マリナー&アカデミー室内管によるフォーレの≪ドリー≫組曲とイベールの≪ディヴェルティスマン≫を聴いて

マリナー&アカデミー室内管によるフォーレの≪ドリー≫組曲とイベールの≪ディヴェルティスマン≫(1982年録音)を聴いてみました。
NML(ナクソス・ミュージック・ライブラリー)に収蔵されている音盤での鑑賞になります。
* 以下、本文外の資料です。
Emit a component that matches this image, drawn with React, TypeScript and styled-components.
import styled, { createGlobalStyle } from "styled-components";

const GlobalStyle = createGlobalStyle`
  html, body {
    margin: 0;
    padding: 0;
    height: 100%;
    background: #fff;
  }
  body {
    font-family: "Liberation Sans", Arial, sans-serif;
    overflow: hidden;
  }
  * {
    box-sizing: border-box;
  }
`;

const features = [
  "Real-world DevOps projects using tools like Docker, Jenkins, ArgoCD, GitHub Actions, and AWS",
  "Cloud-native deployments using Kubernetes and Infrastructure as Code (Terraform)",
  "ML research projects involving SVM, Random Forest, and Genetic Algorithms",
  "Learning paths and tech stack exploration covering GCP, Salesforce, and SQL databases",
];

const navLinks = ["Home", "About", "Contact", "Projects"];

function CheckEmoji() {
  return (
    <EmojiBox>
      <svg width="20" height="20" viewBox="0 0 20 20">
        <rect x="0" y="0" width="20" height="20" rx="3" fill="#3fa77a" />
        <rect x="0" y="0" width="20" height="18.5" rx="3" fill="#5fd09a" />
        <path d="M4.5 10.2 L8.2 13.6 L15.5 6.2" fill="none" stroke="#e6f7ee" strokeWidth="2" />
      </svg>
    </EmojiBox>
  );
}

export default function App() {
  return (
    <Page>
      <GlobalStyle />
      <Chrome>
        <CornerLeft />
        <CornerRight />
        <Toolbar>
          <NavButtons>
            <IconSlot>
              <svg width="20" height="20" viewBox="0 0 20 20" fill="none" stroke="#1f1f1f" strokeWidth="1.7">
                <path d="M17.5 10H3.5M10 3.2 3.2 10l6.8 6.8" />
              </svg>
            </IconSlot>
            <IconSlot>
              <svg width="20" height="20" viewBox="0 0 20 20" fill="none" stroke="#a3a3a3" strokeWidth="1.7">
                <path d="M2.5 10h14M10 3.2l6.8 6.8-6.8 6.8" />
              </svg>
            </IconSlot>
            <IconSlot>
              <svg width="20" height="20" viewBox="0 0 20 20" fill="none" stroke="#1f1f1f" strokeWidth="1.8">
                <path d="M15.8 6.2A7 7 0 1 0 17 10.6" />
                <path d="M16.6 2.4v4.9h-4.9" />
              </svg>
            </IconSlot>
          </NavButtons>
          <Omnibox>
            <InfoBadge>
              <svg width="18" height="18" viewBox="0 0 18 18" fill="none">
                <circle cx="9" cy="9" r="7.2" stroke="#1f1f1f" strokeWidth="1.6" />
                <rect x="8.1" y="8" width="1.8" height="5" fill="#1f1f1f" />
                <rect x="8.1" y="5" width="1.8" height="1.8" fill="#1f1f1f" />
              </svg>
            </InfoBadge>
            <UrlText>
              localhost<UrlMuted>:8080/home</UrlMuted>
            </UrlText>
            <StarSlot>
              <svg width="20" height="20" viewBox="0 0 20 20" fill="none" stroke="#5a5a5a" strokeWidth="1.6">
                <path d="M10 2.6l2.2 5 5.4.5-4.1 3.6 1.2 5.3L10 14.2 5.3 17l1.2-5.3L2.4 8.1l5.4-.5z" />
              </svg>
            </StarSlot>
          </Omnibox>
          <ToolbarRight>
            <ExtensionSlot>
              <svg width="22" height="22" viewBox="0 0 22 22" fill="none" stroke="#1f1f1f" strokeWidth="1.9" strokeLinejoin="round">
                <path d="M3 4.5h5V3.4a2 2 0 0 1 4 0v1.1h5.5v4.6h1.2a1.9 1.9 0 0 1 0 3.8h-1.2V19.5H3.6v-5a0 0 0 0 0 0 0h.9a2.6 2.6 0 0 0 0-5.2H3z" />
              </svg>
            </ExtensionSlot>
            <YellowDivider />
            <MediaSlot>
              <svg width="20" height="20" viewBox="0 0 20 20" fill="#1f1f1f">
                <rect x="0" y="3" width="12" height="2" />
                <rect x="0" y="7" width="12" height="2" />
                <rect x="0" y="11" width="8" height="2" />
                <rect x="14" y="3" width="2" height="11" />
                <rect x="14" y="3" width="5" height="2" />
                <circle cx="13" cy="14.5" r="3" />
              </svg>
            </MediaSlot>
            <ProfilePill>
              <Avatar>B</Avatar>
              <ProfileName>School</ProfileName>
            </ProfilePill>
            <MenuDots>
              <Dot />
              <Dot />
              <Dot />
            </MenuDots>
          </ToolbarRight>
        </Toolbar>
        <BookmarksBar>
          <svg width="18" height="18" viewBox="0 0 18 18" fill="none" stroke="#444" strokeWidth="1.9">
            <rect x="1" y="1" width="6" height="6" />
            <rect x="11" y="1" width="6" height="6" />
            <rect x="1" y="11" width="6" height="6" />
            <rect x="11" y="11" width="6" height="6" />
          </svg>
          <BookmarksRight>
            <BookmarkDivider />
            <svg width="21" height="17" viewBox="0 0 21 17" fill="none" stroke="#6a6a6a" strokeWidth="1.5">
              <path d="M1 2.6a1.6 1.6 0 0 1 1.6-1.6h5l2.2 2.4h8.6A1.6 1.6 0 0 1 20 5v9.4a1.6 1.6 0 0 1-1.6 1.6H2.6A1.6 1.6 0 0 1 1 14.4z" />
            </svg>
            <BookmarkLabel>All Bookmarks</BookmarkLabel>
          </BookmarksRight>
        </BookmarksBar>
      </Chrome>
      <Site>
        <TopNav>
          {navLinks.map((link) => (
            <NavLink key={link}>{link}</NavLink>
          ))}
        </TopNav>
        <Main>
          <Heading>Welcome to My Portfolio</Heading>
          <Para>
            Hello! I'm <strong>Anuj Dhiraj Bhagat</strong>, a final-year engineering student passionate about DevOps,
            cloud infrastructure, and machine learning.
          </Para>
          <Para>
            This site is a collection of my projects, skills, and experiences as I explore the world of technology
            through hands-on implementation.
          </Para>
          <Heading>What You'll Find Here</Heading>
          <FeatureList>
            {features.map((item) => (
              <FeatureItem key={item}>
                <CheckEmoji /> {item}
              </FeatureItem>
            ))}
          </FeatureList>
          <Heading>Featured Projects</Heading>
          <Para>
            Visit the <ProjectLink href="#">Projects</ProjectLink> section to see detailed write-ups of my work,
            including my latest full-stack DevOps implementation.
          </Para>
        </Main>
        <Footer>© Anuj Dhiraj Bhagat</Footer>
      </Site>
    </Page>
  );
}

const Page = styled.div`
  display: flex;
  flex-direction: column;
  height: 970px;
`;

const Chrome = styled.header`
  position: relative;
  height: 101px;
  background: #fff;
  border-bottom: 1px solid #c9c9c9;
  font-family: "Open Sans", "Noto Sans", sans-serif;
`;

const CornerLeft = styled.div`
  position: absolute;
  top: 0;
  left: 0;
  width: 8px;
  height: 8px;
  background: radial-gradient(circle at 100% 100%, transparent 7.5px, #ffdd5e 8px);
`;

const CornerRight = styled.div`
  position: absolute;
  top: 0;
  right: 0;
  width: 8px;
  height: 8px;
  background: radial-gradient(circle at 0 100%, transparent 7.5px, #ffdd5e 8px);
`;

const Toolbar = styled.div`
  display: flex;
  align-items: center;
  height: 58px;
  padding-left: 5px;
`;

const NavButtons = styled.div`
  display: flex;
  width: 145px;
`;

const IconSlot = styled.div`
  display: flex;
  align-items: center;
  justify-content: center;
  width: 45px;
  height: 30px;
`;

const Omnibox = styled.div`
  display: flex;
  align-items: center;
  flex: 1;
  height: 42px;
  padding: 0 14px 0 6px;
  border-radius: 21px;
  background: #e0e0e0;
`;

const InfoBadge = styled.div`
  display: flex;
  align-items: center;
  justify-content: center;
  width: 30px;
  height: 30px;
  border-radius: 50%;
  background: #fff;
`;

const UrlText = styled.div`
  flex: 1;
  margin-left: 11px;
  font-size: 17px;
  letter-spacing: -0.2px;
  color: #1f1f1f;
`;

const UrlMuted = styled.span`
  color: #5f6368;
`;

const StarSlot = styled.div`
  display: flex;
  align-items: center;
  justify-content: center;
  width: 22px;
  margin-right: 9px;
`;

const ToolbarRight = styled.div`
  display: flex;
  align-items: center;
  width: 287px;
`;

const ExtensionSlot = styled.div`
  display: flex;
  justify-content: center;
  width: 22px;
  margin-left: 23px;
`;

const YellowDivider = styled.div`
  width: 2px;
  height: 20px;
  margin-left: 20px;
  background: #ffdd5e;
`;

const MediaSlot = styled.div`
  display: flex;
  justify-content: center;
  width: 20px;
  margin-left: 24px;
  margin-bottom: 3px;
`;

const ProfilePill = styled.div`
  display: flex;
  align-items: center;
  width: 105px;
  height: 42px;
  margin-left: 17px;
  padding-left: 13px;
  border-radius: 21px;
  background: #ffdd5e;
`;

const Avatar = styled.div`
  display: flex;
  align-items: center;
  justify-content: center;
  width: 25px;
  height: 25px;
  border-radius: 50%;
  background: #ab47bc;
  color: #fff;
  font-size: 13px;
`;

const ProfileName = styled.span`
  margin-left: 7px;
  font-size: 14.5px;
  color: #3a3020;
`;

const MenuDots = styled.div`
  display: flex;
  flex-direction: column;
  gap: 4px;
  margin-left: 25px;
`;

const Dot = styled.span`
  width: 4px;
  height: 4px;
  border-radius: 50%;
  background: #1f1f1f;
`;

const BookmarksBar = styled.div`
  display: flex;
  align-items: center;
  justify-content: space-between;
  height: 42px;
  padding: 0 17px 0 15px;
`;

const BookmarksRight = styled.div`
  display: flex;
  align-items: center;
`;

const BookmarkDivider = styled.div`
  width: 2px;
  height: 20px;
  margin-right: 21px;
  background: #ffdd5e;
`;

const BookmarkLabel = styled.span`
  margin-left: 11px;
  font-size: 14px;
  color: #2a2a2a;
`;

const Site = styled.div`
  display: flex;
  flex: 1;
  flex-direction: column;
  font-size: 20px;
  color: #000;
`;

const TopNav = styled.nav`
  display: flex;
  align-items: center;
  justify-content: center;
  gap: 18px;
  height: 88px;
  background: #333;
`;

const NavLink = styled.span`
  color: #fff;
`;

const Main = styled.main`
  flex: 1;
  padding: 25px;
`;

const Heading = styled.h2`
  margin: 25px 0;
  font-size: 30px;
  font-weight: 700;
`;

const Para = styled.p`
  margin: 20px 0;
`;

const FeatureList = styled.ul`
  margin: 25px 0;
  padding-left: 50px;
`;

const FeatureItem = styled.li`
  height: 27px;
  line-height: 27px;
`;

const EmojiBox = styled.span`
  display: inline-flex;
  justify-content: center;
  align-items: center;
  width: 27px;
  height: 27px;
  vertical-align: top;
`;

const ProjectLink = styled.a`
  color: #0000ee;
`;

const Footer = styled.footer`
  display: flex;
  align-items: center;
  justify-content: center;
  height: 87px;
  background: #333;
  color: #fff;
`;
マリナーならではの、スッキリと纏められていて、清涼感の漂う演奏が繰り広げられています。
シックな色合いをした音楽が鳴り響いているとも言えそう。もっと言えば、フランスのエスプリが効いている、というよりも、純音楽的なアプローチが為されていると言いたい。キリっとしていて、知的な雰囲気が漂ってもいる。
そのうえで、仕上げが丹念で、凛とした美しさを湛えたものとなっている。そして、これらの作品ならではの可憐さや愉悦感も必要十分に感じられる。
変に構える必要が無く、ス~っと耳に入ってくる演奏。こういったことは、両曲がもともと備えている性格だと言えましょうが、そのようなことを改めて感じさせてくれる演奏となっています。しかも、大言壮語するような姿勢は微塵も見受けられない演奏でもある。そのようなこともあり、両曲の音楽世界にドップリと身を浸すことができる。この辺りに、マリナーならではの優れた音楽センスが滲み出していると言えるのではないでしょうか。

フランス音楽での演奏としては、ユニークな音楽づくりが為されているとも思えますが、なかなかに素敵な演奏であります。